--- START SOURCE EXCERPT ---

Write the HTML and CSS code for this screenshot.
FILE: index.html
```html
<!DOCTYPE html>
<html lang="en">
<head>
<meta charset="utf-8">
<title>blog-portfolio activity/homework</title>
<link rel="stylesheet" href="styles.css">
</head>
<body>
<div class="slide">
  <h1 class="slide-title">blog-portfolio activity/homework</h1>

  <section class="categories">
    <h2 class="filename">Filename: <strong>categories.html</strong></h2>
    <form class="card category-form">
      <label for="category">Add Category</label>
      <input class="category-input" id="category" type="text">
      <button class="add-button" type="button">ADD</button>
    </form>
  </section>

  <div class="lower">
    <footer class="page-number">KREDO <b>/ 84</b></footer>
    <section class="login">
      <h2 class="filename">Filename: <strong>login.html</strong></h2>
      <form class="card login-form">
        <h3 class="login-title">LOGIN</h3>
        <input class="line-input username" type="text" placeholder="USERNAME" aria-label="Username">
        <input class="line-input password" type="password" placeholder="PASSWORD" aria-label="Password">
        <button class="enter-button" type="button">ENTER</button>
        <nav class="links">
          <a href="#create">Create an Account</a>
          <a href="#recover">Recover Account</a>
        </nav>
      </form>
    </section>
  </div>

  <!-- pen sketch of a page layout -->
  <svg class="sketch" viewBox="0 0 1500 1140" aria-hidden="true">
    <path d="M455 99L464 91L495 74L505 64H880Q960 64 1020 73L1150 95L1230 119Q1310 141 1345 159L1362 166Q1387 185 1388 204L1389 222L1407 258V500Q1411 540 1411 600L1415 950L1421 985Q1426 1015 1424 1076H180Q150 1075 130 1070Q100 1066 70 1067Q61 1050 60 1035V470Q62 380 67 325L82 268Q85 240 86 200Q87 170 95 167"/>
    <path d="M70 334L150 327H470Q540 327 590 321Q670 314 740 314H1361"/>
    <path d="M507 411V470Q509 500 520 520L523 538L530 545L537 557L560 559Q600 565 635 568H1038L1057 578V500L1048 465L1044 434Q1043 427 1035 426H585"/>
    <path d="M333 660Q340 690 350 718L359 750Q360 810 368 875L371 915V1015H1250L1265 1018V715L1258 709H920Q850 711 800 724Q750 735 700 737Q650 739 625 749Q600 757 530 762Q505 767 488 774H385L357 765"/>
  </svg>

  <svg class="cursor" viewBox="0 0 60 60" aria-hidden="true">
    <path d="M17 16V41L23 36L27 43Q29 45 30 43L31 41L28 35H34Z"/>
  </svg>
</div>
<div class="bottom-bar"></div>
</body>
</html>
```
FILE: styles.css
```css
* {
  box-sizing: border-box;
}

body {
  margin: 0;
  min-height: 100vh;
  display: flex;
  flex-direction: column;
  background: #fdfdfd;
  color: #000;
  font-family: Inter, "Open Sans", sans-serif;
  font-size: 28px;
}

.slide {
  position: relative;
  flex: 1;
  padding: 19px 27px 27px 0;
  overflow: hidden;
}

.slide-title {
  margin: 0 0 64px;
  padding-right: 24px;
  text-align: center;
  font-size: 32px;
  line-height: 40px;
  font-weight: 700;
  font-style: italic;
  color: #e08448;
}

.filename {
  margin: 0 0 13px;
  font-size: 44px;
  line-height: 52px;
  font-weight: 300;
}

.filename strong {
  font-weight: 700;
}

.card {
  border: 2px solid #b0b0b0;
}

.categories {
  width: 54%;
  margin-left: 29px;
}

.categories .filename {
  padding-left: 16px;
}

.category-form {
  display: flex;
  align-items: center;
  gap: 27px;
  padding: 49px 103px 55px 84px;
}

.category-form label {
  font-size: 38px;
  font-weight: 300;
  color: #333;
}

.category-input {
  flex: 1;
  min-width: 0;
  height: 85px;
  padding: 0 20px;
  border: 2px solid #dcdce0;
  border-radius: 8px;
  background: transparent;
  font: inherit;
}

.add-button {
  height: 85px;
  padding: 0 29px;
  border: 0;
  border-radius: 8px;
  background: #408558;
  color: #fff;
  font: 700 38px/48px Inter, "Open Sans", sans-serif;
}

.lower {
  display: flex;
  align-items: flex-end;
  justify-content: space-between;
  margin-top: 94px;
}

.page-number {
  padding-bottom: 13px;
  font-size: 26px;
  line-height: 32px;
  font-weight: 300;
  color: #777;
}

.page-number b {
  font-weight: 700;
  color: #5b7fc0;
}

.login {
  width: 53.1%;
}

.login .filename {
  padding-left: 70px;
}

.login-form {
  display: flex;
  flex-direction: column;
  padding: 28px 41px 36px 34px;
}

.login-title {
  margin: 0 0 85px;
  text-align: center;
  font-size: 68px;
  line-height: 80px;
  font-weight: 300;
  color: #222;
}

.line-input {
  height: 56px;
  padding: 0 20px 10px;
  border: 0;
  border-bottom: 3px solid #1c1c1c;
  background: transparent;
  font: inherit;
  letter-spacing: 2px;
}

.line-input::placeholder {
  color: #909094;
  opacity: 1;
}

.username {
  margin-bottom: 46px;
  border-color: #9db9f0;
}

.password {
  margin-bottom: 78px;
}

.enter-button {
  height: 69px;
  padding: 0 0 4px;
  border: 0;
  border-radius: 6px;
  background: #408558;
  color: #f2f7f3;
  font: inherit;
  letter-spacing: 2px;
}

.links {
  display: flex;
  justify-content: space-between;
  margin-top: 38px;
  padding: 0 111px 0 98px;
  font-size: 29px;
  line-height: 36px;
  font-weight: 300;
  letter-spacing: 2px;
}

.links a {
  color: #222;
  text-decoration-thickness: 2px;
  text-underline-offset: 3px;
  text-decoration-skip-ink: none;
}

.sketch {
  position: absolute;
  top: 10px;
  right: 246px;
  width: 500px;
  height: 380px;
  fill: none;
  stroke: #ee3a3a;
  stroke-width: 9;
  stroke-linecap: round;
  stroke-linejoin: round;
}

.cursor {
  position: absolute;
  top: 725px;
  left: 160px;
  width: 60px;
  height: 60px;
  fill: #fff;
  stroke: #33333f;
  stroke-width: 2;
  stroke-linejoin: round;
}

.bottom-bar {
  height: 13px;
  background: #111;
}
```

--- END SOURCE EXCERPT ---

Set down the listing above in full, please, exactly as it appears.

Write the HTML and CSS code for this screenshot.
FILE: index.html
```html
<!DOCTYPE html>
<html lang="en">
<head>
<meta charset="utf-8">
<title>blog-portfolio activity/homework</title>
<link rel="stylesheet" href="styles.css">
</head>
<body>
<div class="slide">
  <h1 class="slide-title">blog-portfolio activity/homework</h1>

  <section class="categories">
    <h2 class="filename">Filename: <strong>categories.html</strong></h2>
    <form class="card category-form">
      <label for="category">Add Category</label>
      <input class="category-input" id="category" type="text">
      <button class="add-button" type="button">ADD</button>
    </form>
  </section>

  <div class="lower">
    <footer class="page-number">KREDO <b>/ 84</b></footer>
    <section class="login">
      <h2 class="filename">Filename: <strong>login.html</strong></h2>
      <form class="card login-form">
        <h3 class="login-title">LOGIN</h3>
        <input class="line-input username" type="text" placeholder="USERNAME" aria-label="Username">
        <input class="line-input password" type="password" placeholder="PASSWORD" aria-label="Password">
        <button class="enter-button" type="button">ENTER</button>
        <nav class="links">
          <a href="#create">Create an Account</a>
          <a href="#recover">Recover Account</a>
        </nav>
      </form>
    </section>
  </div>

  <!-- pen sketch of a page layout -->
  <svg class="sketch" viewBox="0 0 1500 1140" aria-hidden="true">
    <path d="M455 99L464 91L495 74L505 64H880Q960 64 1020 73L1150 95L1230 119Q1310 141 1345 159L1362 166Q1387 185 1388 204L1389 222L1407 258V500Q1411 540 1411 600L1415 950L1421 985Q1426 1015 1424 1076H180Q150 1075 130 1070Q100 1066 70 1067Q61 1050 60 1035V470Q62 380 67 325L82 268Q85 240 86 200Q87 170 95 167"/>
    <path d="M70 334L150 327H470Q540 327 590 321Q670 314 740 314H1361"/>
    <path d="M507 411V470Q509 500 520 520L523 538L530 545L537 557L560 559Q600 565 635 568H1038L1057 578V500L1048 465L1044 434Q1043 427 1035 426H585"/>
    <path d="M333 660Q340 690 350 718L359 750Q360 810 368 875L371 915V1015H1250L1265 1018V715L1258 709H920Q850 711 800 724Q750 735 700 737Q650 739 625 749Q600 757 530 762Q505 767 488 774H385L357 765"/>
  </svg>

  <svg class="cursor" viewBox="0 0 60 60" aria-hidden="true">
    <path d="M17 16V41L23 36L27 43Q29 45 30 43L31 41L28 35H34Z"/>
  </svg>
</div>
<div class="bottom-bar"></div>
</body>
</html>
```
FILE: styles.css
```css
* {
  box-sizing: border-box;
}

body {
  margin: 0;
  min-height: 100vh;
  display: flex;
  flex-direction: column;
  background: #fdfdfd;
  color: #000;
  font-family: Inter, "Open Sans", sans-serif;
  font-size: 28px;
}

.slide {
  position: relative;
  flex: 1;
  padding: 19px 27px 27px 0;
  overflow: hidden;
}

.slide-title {
  margin: 0 0 64px;
  padding-right: 24px;
  text-align: center;
  font-size: 32px;
  line-height: 40px;
  font-weight: 700;
  font-style: italic;
  color: #e08448;
}

.filename {
  margin: 0 0 13px;
  font-size: 44px;
  line-height: 52px;
  font-weight: 300;
}

.filename strong {
  font-weight: 700;
}

.card {
  border: 2px solid #b0b0b0;
}

.categories {
  width: 54%;
  margin-left: 29px;
}

.categories .filename {
  padding-left: 16px;
}

.category-form {
  display: flex;
  align-items: center;
  gap: 27px;
  padding: 49px 103px 55px 84px;
}

.category-form label {
  font-size: 38px;
  font-weight: 300;
  color: #333;
}

.category-input {
  flex: 1;
  min-width: 0;
  height: 85px;
  padding: 0 20px;
  border: 2px solid #dcdce0;
  border-radius: 8px;
  background: transparent;
  font: inherit;
}

.add-button {
  height: 85px;
  padding: 0 29px;
  border: 0;
  border-radius: 8px;
  background: #408558;
  color: #fff;
  font: 700 38px/48px Inter, "Open Sans", sans-serif;
}

.lower {
  display: flex;
  align-items: flex-end;
  justify-content: space-between;
  margin-top: 94px;
}

.page-number {
  padding-bottom: 13px;
  font-size: 26px;
  line-height: 32px;
  font-weight: 300;
  color: #777;
}

.page-number b {
  font-weight: 700;
  color: #5b7fc0;
}

.login {
  width: 53.1%;
}

.login .filename {
  padding-left: 70px;
}

.login-form {
  display: flex;
  flex-direction: column;
  padding: 28px 41px 36px 34px;
}

.login-title {
  margin: 0 0 85px;
  text-align: center;
  font-size: 68px;
  line-height: 80px;
  font-weight: 300;
  color: #222;
}

.line-input {
  height: 56px;
  padding: 0 20px 10px;
  border: 0;
  border-bottom: 3px solid #1c1c1c;
  background: transparent;
  font: inherit;
  letter-spacing: 2px;
}

.line-input::placeholder {
  color: #909094;
  opacity: 1;
}

.username {
  margin-bottom: 46px;
  border-color: #9db9f0;
}

.password {
  margin-bottom: 78px;
}

.enter-button {
  height: 69px;
  padding: 0 0 4px;
  border: 0;
  border-radius: 6px;
  background: #408558;
  color: #f2f7f3;
  font: inherit;
  letter-spacing: 2px;
}

.links {
  display: flex;
  justify-content: space-between;
  margin-top: 38px;
  padding: 0 111px 0 98px;
  font-size: 29px;
  line-height: 36px;
  font-weight: 300;
  letter-spacing: 2px;
}

.links a {
  color: #222;
  text-decoration-thickness: 2px;
  text-underline-offset: 3px;
  text-decoration-skip-ink: none;
}

.sketch {
  position: absolute;
  top: 10px;
  right: 246px;
  width: 500px;
  height: 380px;
  fill: none;
  stroke: #ee3a3a;
  stroke-width: 9;
  stroke-linecap: round;
  stroke-linejoin: round;
}

.cursor {
  position: absolute;
  top: 725px;
  left: 160px;
  width: 60px;
  height: 60px;
  fill: #fff;
  stroke: #33333f;
  stroke-width: 2;
  stroke-linejoin: round;
}

.bottom-bar {
  height: 13px;
  background: #111;
}
```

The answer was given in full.